Input_dict's data structure

How severe does this issue affect your experience of using Ray?

  • High: It blocks me to complete my task.

Dear Ray Community,

Hi. Thanks for your attention to this question.

I’m new to the RLlib and I’m really confused about the data structure of the input_dict to my customized model.

When I was looking into the rllib.examples.models.rnn_model.py, it seems that the dimension of one attribute inside the input_dict[“obs”] is [Batch_size * Sequence_length, 1]. This deduction comes from the function (add_time_dimension) in ray.rllib.policy.rnn_sequencing.py. I understand that this structure is used since it is compatible when no RNN is used.

        padded_inputs = torch.as_tensor(padded_inputs)
        padded_batch_size = padded_inputs.shape[0]
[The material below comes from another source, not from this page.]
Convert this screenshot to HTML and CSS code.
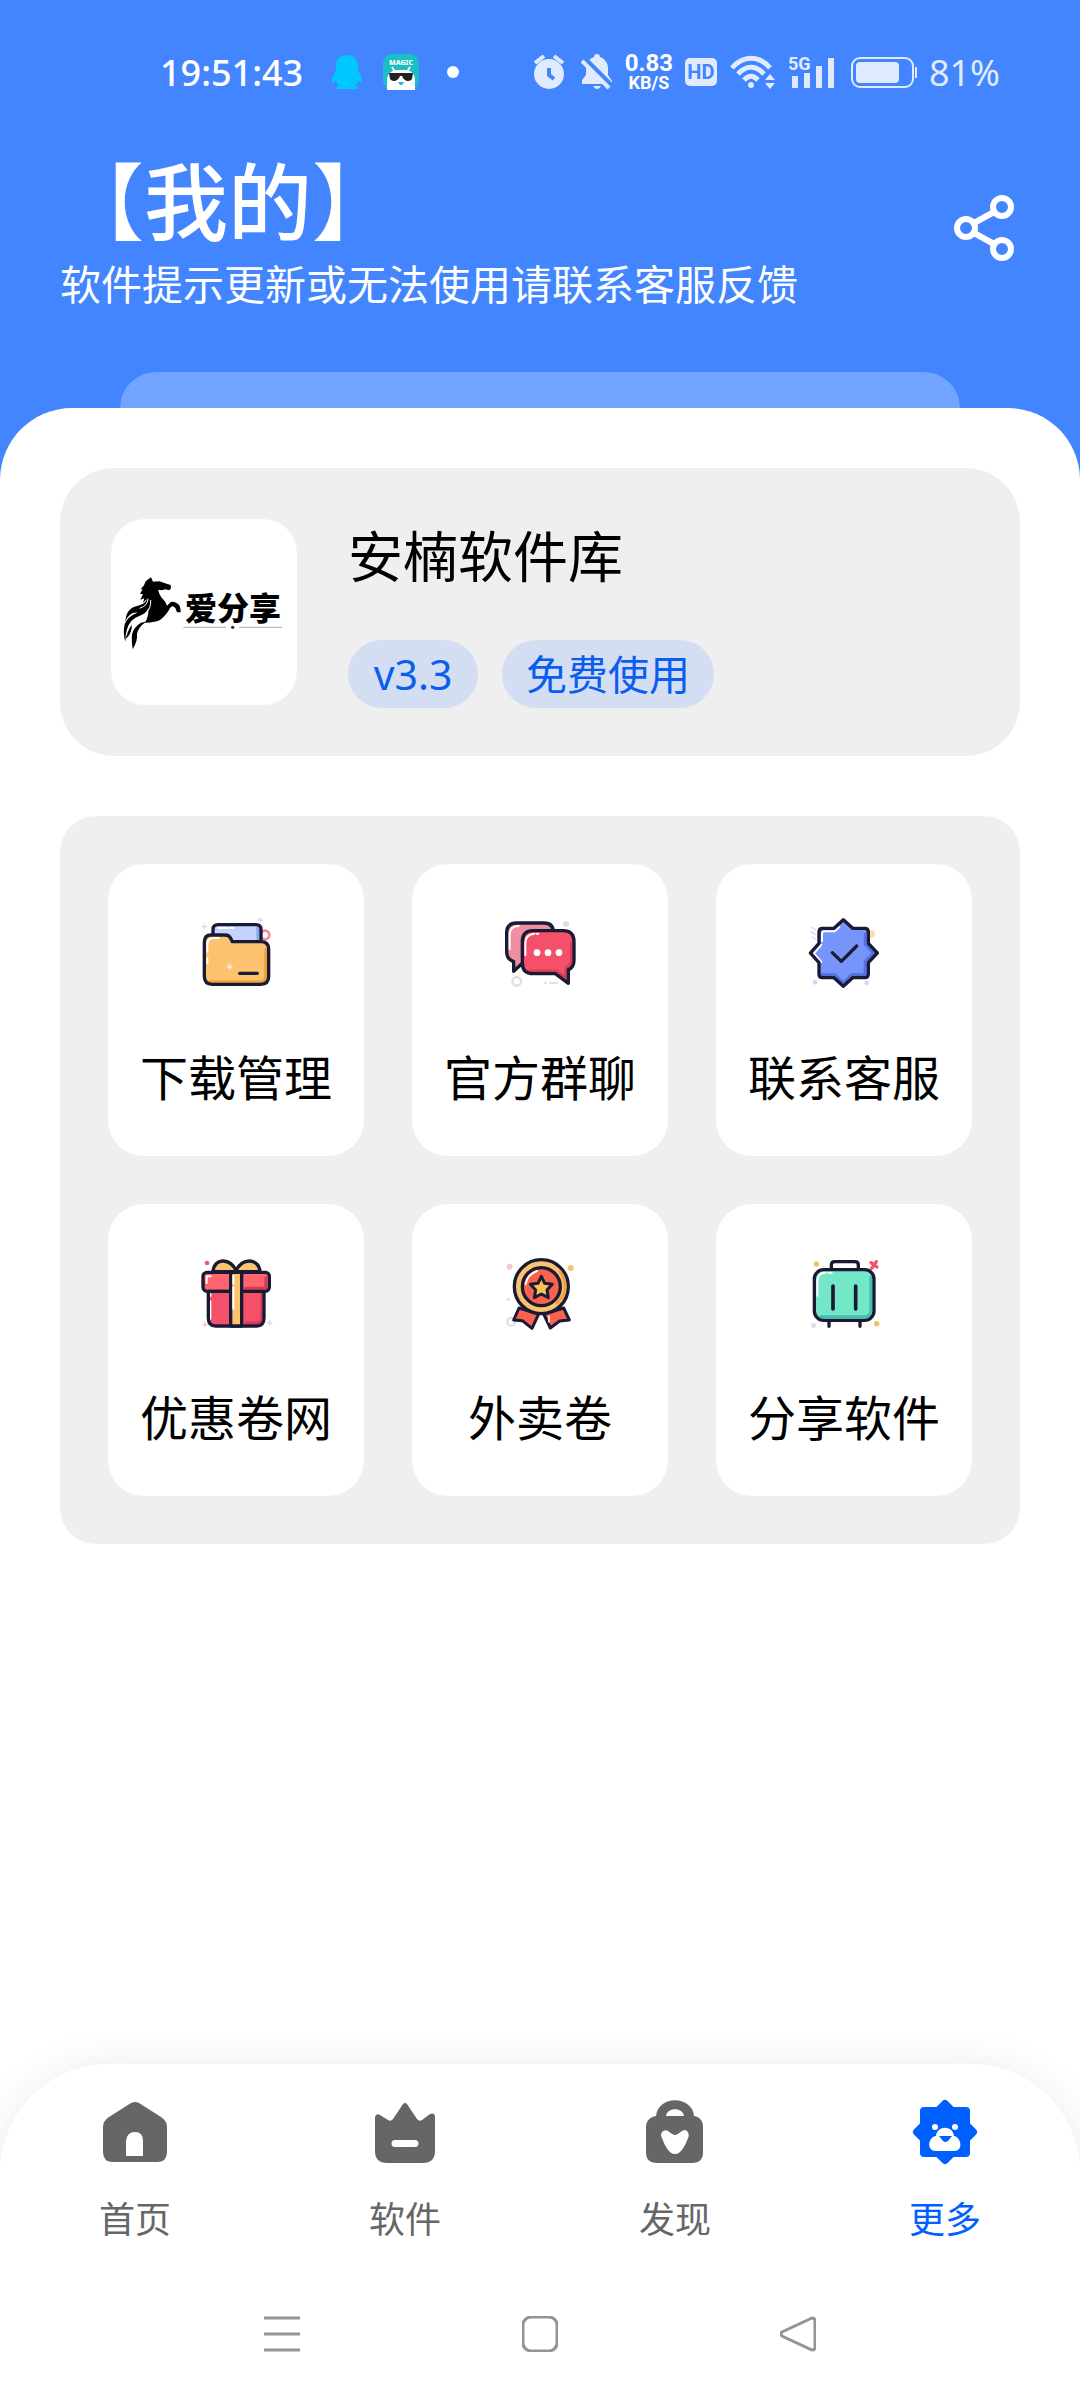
FILE: index.html
```html
<!DOCTYPE html>
<html lang="zh-CN">
  <head>
    <meta charset="utf-8">
    <meta name="viewport" content="width=device-width, initial-scale=1">
    <title>我的</title>
    <link rel="stylesheet" href="styles.css">
  </head>
  <body>
    <!-- 状态栏 -->
    <div class="status">
      <div class="status-left">
        <span class="time">19:51:43</span>
        <svg width="32" height="36" viewBox="0 0 32 36"><path fill="#00c8ff" d="M16 1C9 1 5 6 5 12v5C3 20 0 25 1 28c1 2 3 0 4-2 0 3 2 5 3 6-2 0-3 1-3 3h22c0-2-1-3-3-3 1-1 3-3 3-6 1 2 3 4 4 2 1-3-2-8-4-11v-5C27 6 23 1 16 1z"/></svg>
        <svg width="36" height="36" viewBox="0 0 36 36">
          <rect width="36" height="36" rx="9" fill="#18bfc4"/>
          <text x="18" y="11" class="magic">MAGIC</text>
          <path d="M9 13l3 5M27 13l-3 5" stroke="#fff" stroke-width="2"/>
          <path fill="#fff" d="M4 36V26c0-6 5-10 10-10h8c6 0 10 4 10 10v10z"/>
          <path fill="#222" d="M6 19h24l-1 6c-2 3-8 3-10-3h-2c-2 6-8 6-10 3z"/>
          <path fill="#18bfc4" d="M15 28h6l-2 3h-2z"/>
        </svg>
        <i class="dot"></i>
      </div>
      <div class="status-right">
        <svg width="36" height="36" viewBox="0 0 36 36">
          <circle cx="16" cy="20" r="15" fill="#e0ebff"/>
          <path d="M2 9l9-7M21 2l9 7" stroke="#e0ebff" stroke-width="4"/>
          <path d="M16 14v7l5 4" fill="none" stroke="#4285ff" stroke-width="4"/>
        </svg>
        <svg width="32" height="36" viewBox="0 0 32 36">
          <path fill="#e0ebff" d="M13 3a3 3 0 0 1 6 0c5 2 8 6 8 11v7l4 6v3H1v-4l4-5v-7C5 9 8 5 13 3zM12 32h8c-2 4-6 4-8 0z"/>
          <path d="M2 3l30 30" stroke="#4285ff" stroke-width="5"/>
          <path d="M1 7l27 27" stroke="#e0ebff" stroke-width="4"/>
        </svg>
        <div class="speed"><b>0.83</b><small>KB/S</small></div>
        <span class="hd">HD</span>
        <svg width="48" height="36" viewBox="0 0 48 36">
          <g fill="none" stroke="#e0ebff" stroke-width="5">
            <path d="M3 14c11-13 27-13 38 0"/>
            <path d="M9 20c8-9 18-9 26 0"/>
            <path d="M15 26c5-5 9-5 14 0"/>
          </g>
          <circle cx="22" cy="31" r="3" fill="#e0ebff"/>
          <path fill="#e0ebff" d="M36 26l5-6 5 6zM36 29h10l-5 6z"/>
        </svg>
        <svg width="48" height="36" viewBox="0 0 48 36">
          <text x="-1" y="16" class="net">5G</text>
          <path d="M6 22v12M18 19v15M30 12v22M42 4v30" stroke="#e0ebff" stroke-width="6"/>
        </svg>
        <svg width="68" height="36" viewBox="0 0 68 36">
          <rect x="3" y="4" width="61" height="29" rx="8" fill="none" stroke="#e0ebff" stroke-width="2"/>
          <rect x="7" y="8" width="43" height="21" rx="4" fill="#e0ebff"/>
          <path d="M67 13v11" stroke="#e0ebff" stroke-width="2"/>
        </svg>
        <span class="power">81%</span>
      </div>
    </div>

    <header class="header">
      <div>
        <h1>【我的】</h1>
        <p>软件提示更新或无法使用请联系客服反馈</p>
      </div>
      <button class="share" type="button" aria-label="分享">
        <svg width="72" height="72" viewBox="0 0 72 72" fill="none" stroke="#fff" stroke-width="6">
          <circle cx="54" cy="15" r="9"/>
          <circle cx="18" cy="36" r="9"/>
          <circle cx="54" cy="57" r="9"/>
          <path d="M26 31l20-11M26 41l20 11"/>
        </svg>
      </button>
    </header>
    <div class="peek"></div>

    <main class="sheet">
      <section class="app">
        <svg class="logo" viewBox="3 -183 558 558">
          <!-- 马 -->
          <path d="M123-8L129 5 148 4 170 11 182 15 183 25 178 31 166 28 155 31 145 29Q146 43 158 56 169 67 171 77L183 66Q194 62 205 73 212 80 212 97L201 97 196 84Q187 74 180 84 171 104 151 119 139 127 104 128 117 112 115 84 109 101 88 108 60 117 51 148 46 163 46 185 38 162 44 133 53 109 82 98 58 96 46 125 48 83 84 77 108 71 111 57L99 68 103 55 91 59 99 43 90 41 98 28 92 28 102 16 107 4z"/>
          <path d="M93 128Q70 142 66 163 64 179 68 208 84 181 81 162 84 142 108 125z"/>
          <path d="M65 134Q54 150 46 178 61 166 65 145z"/>
          <path d="M122 60Q124 87 105 101M114 56Q114 76 89 85" fill="none" stroke="#fff" stroke-width="3"/>
          <text x="369" y="119" class="logo-text">爱分享</text>
          <path d="M220 142h128M388 142h128" stroke="#aaa" stroke-width="3"/>
          <circle cx="368" cy="142" r="5" fill="#333"/>
        </svg>
        <div>
          <h2>安楠软件库</h2>
          <div class="tags">
            <span>v3.3</span>
            <span>免费使用</span>
          </div>
        </div>
      </section>

      <section class="grid">
        <button type="button">
          <svg viewBox="48 75 240 240" stroke-linecap="round" stroke-linejoin="round">
            <circle cx="255" cy="138" r="13" fill="none" stroke="#f88a9c" stroke-width="8"/>
            <path d="M67 113h12M73 107v12M235 93h12M241 87v12" stroke="#d8d8e4" stroke-width="4"/>
            <path d="M99 150v-28q0-15 15-15h114q15 0 15 15v45H99z" fill="#c4d4ff"/>
            <path d="M234 115v42" stroke="#8daaf0" stroke-width="10"/>
            <path d="M114 117h28M150 117h10" stroke="#fff" stroke-width="6"/>
            <path d="M99 135v-13q0-15 15-15h114q15 0 15 15v32" fill="none" stroke="#1b1a35" stroke-width="10"/>
            <path d="M73 160q0-22 20-22h42q12 0 17 10l5 10h85q24 0 24 22v82q0 24-24 24H97q-24 0-24-24z" fill="#fbc36e"/>
            <path d="M90 278h150q16 0 17-17v-80" fill="none" stroke="#f2a03d" stroke-width="8"/>
            <path d="M82 188v-22q0-19 20-19h14M82 208v14" fill="none" stroke="#fff" stroke-width="6"/>
            <path d="M73 160q0-22 20-22h42q12 0 17 10l5 10h85q24 0 24 22v82q0 24-24 24H97q-24 0-24-24zM179 253h53" fill="none" stroke="#1b1a35" stroke-width="10"/>
            <path d="M143 233h12M149 227v12" stroke="#ffe9dc" stroke-width="6"/>
          </svg>
          <span>下载管理</span>
        </button>
        <button type="button">
          <svg viewBox="60 75 240 240" stroke-linecap="round" stroke-linejoin="round">
            <circle cx="110" cy="277" r="13" fill="none" stroke="#dedfe9" stroke-width="7"/>
            <circle cx="258" cy="105" r="9" fill="#dedfe9"/>
            <path d="M195 282h3M210 282h22" stroke="#dedfe9" stroke-width="6"/>
            <path d="M80 132q0-30 30-30h82q28 0 28 28v92h-92l-27 25v-29q-21-8-21-30z" fill="#ef8fa2" stroke="#1b1a35" stroke-width="10"/>
            <path d="M89 180v-43q0-26 27-26" fill="none" stroke="#fff" stroke-width="6"/>
            <path d="M127 158q0-33 32-33h90q33 0 33 33v56q0 22-17 28v41l-39-29h-67q-32 0-32-32z" fill="#f4506a"/>
            <path d="M150 246h82l25 20v-30q17-6 17-24v-50" fill="none" stroke="#d93b52" stroke-width="7"/>
            <path d="M136 198v-35q0-27 27-29M170 134h5" fill="none" stroke="#fff" stroke-width="6"/>
            <path d="M127 158q0-33 32-33h90q33 0 33 33v56q0 22-17 28v41l-39-29h-67q-32 0-32-32z" fill="none" stroke="#1b1a35" stroke-width="10"/>
            <g fill="#fff"><circle cx="171" cy="191" r="10"/><circle cx="204" cy="191" r="10"/><circle cx="237" cy="191" r="10"/></g>
          </svg>
          <span>官方群聊</span>
        </button>
        <button type="button">
          <svg viewBox="42 75 240 240" stroke-linecap="round" stroke-linejoin="round">
            <circle cx="244" cy="135" r="11" fill="#ffdca5"/>
            <g fill="#cbd8fa"><circle cx="75" cy="280" r="7"/><circle cx="230" cy="282" r="7"/></g>
            <path d="M63 114l14 9M63 128l14 9M66 144l12 8" stroke="#cbd8fa" stroke-width="4"/>
            <path d="M160 92l28 26h36q11 0 11 11v34l27 29-27 29v34q0 11-11 11h-36l-28 26-28-26H97q-10 0-10-10v-35l-26-29 26-29v-34q0-11 10-11h35z" fill="#7794fa"/>
            <path d="M95 257h39l26 24 25-24h40v-39l25-26-25-27v-30" fill="none" stroke="#536fe0" stroke-width="8"/>
            <path d="M96 157v-22q0-8 8-8h30l14-13M94 167l-22 26 22 26" fill="none" stroke="#fff" stroke-width="6"/>
            <path d="M160 92l28 26h36q11 0 11 11v34l27 29-27 29v34q0 11-11 11h-36l-28 26-28-26H97q-10 0-10-10v-35l-26-29 26-29v-34q0-11 10-11h35zM127 191l27 26 46-46" fill="none" stroke="#1b1a35" stroke-width="10"/>
          </svg>
          <span>联系客服</span>
        </button>
        <button type="button">
          <svg viewBox="48 75 240 240" stroke-linecap="round" stroke-linejoin="round">
            <circle cx="81" cy="102" r="7" fill="#ee5b69"/>
            <path d="M69 287h12M75 281v12" stroke="#f6bfd0" stroke-width="4"/><path d="M263 282h12M269 276v12" stroke="#d8d8e4" stroke-width="4"/>
            <path d="M99 128c2-23 17-33 31-32 19 1 30 12 38 28 9-16 23-28 40-28 16 0 31 11 32 32z" fill="#fbc36e" stroke="#1b1a35" stroke-width="10"/>
            <path d="M85 187h167v80q0 24-22 24H107q-22 0-22-24z" fill="#f4506a"/>
            <rect x="69" y="130" width="199" height="57" rx="12" fill="#ff656e"/>
            <path d="M91 217v53M91 196v5M80 162v-20h12" fill="none" stroke="#fff" stroke-width="6"/>
            <path d="M198 281h35q12 0 12-14v-70M257 146v31h-61" fill="none" stroke="#d93b52" stroke-width="8"/>
            <path d="M85 187h167v80q0 24-22 24H107q-22 0-22-24z" fill="none" stroke="#1b1a35" stroke-width="10"/>
            <rect x="69" y="130" width="199" height="57" rx="12" fill="none" stroke="#1b1a35" stroke-width="10"/>
            <path d="M152 130h33v161h-33z" fill="#fbc36e" stroke="#1b1a35" stroke-width="10"/>
            <path d="M160 140v24M160 174v65" stroke="#fff" stroke-width="6"/>
          </svg>
          <span>优惠卷网</span>
        </button>
        <button type="button">
          <svg viewBox="60 75 240 240" stroke-linecap="round" stroke-linejoin="round">
            <circle cx="89" cy="113" r="9" fill="#f8c4e0"/><circle cx="272" cy="117" r="9" fill="#fac069"/>
            <circle cx="85" cy="211" r="5" fill="#dedfe9"/><circle cx="94" cy="278" r="12" fill="none" stroke="#dedfe9" stroke-width="7"/>
            <path d="M117 237l-16 36 26 2 29 23 20-43zM251 237l17 36-29 3-28 21-20-42z" fill="#f9624c" stroke="#1b1a35" stroke-width="9"/>
            <path d="M207 262v16" stroke="#fff" stroke-width="5"/>
            <circle cx="184" cy="173" r="81" fill="#fbc36e" stroke="#1b1a35" stroke-width="10"/>
            <path d="M240 127q35 54-9 95" fill="none" stroke="#f2a03d" stroke-width="8"/>
            <circle cx="184" cy="173" r="57" fill="#f9624c" stroke="#1b1a35" stroke-width="10"/>
            <path d="M137 165q5-29 34-39" fill="none" stroke="#fff" stroke-width="6"/>
            <path d="M184 142l10 21 23 3-16 17 4 23-21-11-21 11 4-23-16-17 23-3z" fill="#fbc34e" stroke="#1b1a35" stroke-width="9"/>
          </svg>
          <span>外卖卷</span>
        </button>
        <button type="button">
          <svg viewBox="42 75 240 240" stroke-linecap="round" stroke-linejoin="round">
            <circle cx="79" cy="105" r="8" fill="#f7c05f"/><circle cx="260" cy="284" r="8" fill="#f7c05f"/><circle cx="71" cy="289" r="8" fill="#dedfe9"/>
            <path d="M243 101l18 13M259 98l-14 20" stroke="#f4506a" stroke-width="10"/>
            <path d="M124 121v-13q0-10 10-10h61q10 0 10 10v13M117 278v14M210 278v14" fill="none" stroke="#1b1a35" stroke-width="10"/>
            <rect x="73" y="122" width="179" height="152" rx="28" fill="#73e7c8"/>
            <path d="M93 263h130q19 0 19-19v-99" fill="none" stroke="#44bfae" stroke-width="8"/>
            <path d="M82 200v-43q0-26 24-26M115 131h10" fill="none" stroke="#fff" stroke-width="6"/>
            <rect x="73" y="122" width="179" height="152" rx="28" fill="none" stroke="#1b1a35" stroke-width="10"/>
            <path d="M129 171v69M197 171v69" stroke="#1b1a35" stroke-width="11"/>
          </svg>
          <span>分享软件</span>
        </button>
      </section>
    </main>

    <!-- 底部导航 -->
    <nav class="tabbar">
      <a href="#home">
        <svg viewBox="0 0 72 72"><path fill="currentColor" fill-rule="evenodd" d="M32 7q4-2 8 0l22 14q6 4 6 10v25q0 10-10 10H14Q4 66 4 56V31q0-6 6-10zM27 60h17V45q0-9-8-9t-9 9z"/></svg>
        <span>首页</span>
      </a>
      <a href="#soft">
        <svg viewBox="0 0 72 72"><path fill="currentColor" fill-rule="evenodd" d="M6 21q1-4 5-2l8 5q3 2 5-1L34 8q2-2 4 0l10 15q2 3 5 1l8-6q5-2 5 3v34q0 12-12 12H18Q6 67 6 55zM26 44a3 3 0 0 0 0 7h20a3 3 0 0 0 0-7z"/></svg>
        <span>软件</span>
      </a>
      <a href="#find">
        <svg viewBox="0 0 72 72"><path fill="currentColor" fill-rule="evenodd" d="M17 20C19-1 53-1 55 20c6 1 9 5 9 11v25q0 11-11 11H18Q7 67 7 56V31c0-6 4-10 10-11zm10 0h18c-1-9-17-9-18 0zm9 19q-2 0-7-4-3-2-6 1-2 3 0 6c3 8 7 16 13 16s10-8 13-16q2-4-1-7-2-2-5 0-5 4-7 4z"/></svg>
        <span>发现</span>
      </a>
      <a href="#more" class="active">
        <svg viewBox="0 0 72 72">
          <path fill="currentColor" stroke="currentColor" stroke-width="8" stroke-linejoin="round" d="M36 8l7 7h14v14l7 7-7 7v14H43l-7 7-7-7H15V43l-7-7 7-7V15h14z"/>
          <g fill="#fff"><circle cx="26" cy="31" r="3"/><circle cx="46" cy="31" r="3"/><path d="M27 40c1-11 17-11 18 0 7 1 10 15 0 15H27c-10 0-8-14 0-15z"/></g>
          <path fill="currentColor" d="M30 40h13l-4 5q-3 2-5 0z"/>
        </svg>
        <span>更多</span>
      </a>
    </nav>

    <div class="sysbar">
      <button type="button" aria-label="任务"><svg viewBox="0 0 36 36"><path d="M0 2h36M0 18h36M0 34h36"/></svg></button>
      <button type="button" aria-label="主屏幕"><svg viewBox="0 0 36 36"><rect x="1" y="1" width="34" height="34" rx="8"/></svg></button>
      <button type="button" aria-label="返回"><svg viewBox="0 0 36 36"><path d="M32 2L2 16q-2 2 0 4l30 14q3 0 3-3V5q0-3-3-3z"/></svg></button>
    </div>
  </body>
</html>
```
FILE: styles.css
```css
*{
  margin: 0;
  padding: 0;
  box-sizing: border-box;
}
body{
  min-height: 100vh;
  display: flex;
  flex-direction: column;
  background: #4285ff;
  font-family: "Noto Sans", "Noto Sans CJK SC", sans-serif;
  color: #000;
}
button{
  border: none;
  background: none;
  font: inherit;
  color: inherit;
}
a{
  text-decoration: none;
}
svg{
  display: block;
  flex: none;
}

/* 状态栏 */
.status{
  height: 144px;
  padding: 0 80px 0 160px;
  display: flex;
  justify-content: space-between;
  align-items: center;
  color: #fff;
  font-size: 36px;
}
.status-left, .status-right{
  display: flex;
  align-items: center;
}
.status-left{
  gap: 20px;
}
.status-right{
  gap: 12px;
}
.time{
  font-weight: 500;
  margin-right: 8px;
}
.magic{
  font: 800 7px "Noto Sans", sans-serif;
  fill: #fff;
  text-anchor: middle;
}
.dot{
  width: 12px;
  height: 12px;
  margin-left: 8px;
  border-radius: 50%;
  background: #fff;
}
.speed{
  width: 48px;
  display: flex;
  flex-direction: column;
  align-items: center;
  font-family: "Roboto", sans-serif;
}
.speed b{
  font-size: 24px;
  line-height: 22px;
  font-weight: 700;
}
.speed small{
  font-size: 18px;
  line-height: 18px;
  font-weight: 700;
}
.hd{
  width: 32px;
  height: 28px;
  border-radius: 5px;
  background: #e0ebff;
  color: #4285ff;
  font: 700 20px/28px "Roboto", sans-serif;
  text-align: center;
}
.net{
  font: 700 18px "Roboto", sans-serif;
  fill: #e0ebff;
}
.power{
  color: #e0ebff;
}

.header{
  padding: 8px 60px 56px;
  display: flex;
  justify-content: space-between;
  color: #fff;
}
.header h1{
  font-size: 84px;
  line-height: 100px;
  font-weight: 500;
}
.header p{
  font-size: 41px;
  line-height: 64px;
}
.share{
  padding-top: 40px;
  align-self: flex-start;
}
.peek{
  height: 36px;
  margin: 0 120px;
  border-radius: 36px 36px 0 0;
  background: #71a3ff;
}

/* 白色底一直垫到导航圆角后面 */
.sheet{
  flex: 1;
  padding: 60px 60px 108px;
  margin-bottom: -108px;
  border-radius: 72px 72px 0 0;
  background: #fff;
}
.app{
  display: flex;
  align-items: flex-start;
  gap: 51px;
  padding: 51px 51px 48px;
  border-radius: 54px;
  background: #efefef;
}
.logo{
  width: 186px;
  height: 186px;
  border-radius: 34px;
  background: #fff;
}
.logo-text{
  font: 900 96px "Noto Sans CJK SC", sans-serif;
  text-anchor: middle;
}
.app h2{
  font-size: 55px;
  line-height: 73px;
  font-weight: 400;
}
.tags{
  display: flex;
  gap: 24px;
  margin-top: 48px;
}
.tags span{
  min-width: 130px;
  padding: 0 24px;
  border-radius: 34px;
  background: #d3def2;
  color: #0b5cf0;
  font-size: 41px;
  line-height: 68px;
  text-align: center;
}

.grid{
  display: grid;
  grid-template-columns: repeat(3, 1fr);
  gap: 48px;
  margin-top: 60px;
  padding: 48px;
  border-radius: 36px;
  background: #efefef;
}
.grid button{
  display: flex;
  flex-direction: column;
  align-items: center;
  gap: 48px;
  padding: 50px 0 42px;
  border-radius: 36px;
  background: #fff;
  font-size: 48px;
  line-height: 72px;
}
.grid svg{
  width: 80px;
  height: 80px;
}

/* 底部 */
.tabbar{
  position: relative;
  display: flex;
  padding: 32px 0 26px;
  border-radius: 108px 108px 0 0;
  background: #fff;
  box-shadow: 0 0 40px rgba(0,0,0,.08);
}
.tabbar a{
  flex: 1;
  display: flex;
  flex-direction: column;
  align-items: center;
  gap: 30px;
  color: #666;
  font-size: 36px;
  line-height: 44px;
}
.tabbar svg{
  width: 72px;
  height: 72px;
}
.tabbar .active{
  color: #0060ff;
}
.sysbar{
  position: relative;
  display: flex;
  justify-content: center;
  align-items: center;
  gap: 158px;
  height: 132px;
  background: #fff;
}
.sysbar button{
  width: 100px;
  height: 100px;
  display: flex;
  justify-content: center;
  align-items: center;
}
.sysbar svg{
  width: 36px;
  height: 36px;
  fill: none;
  stroke: #949494;
  stroke-width: 3;
}
```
        # Dynamically reshape the padded batch to introduce a time dimension.
        new_batch_size = seq_lens.shape[0]
        time_size = padded_batch_size // new_batch_size
        batch_major_shape = (new_batch_size, time_size) + padded_inputs.shape[1:]
        padded_outputs = padded_inputs.view(batch_major_shape)

        if time_major:
            # Swap the batch and time dimensions
            padded_outputs = padded_outputs.transpose(0, 1)
        return padded_outputs

I would like to kindly confirm that my deduction and understanding are correct. Because if they are correct, then there is something wrong with my code, in which I get [Sequence_length, 1] structure.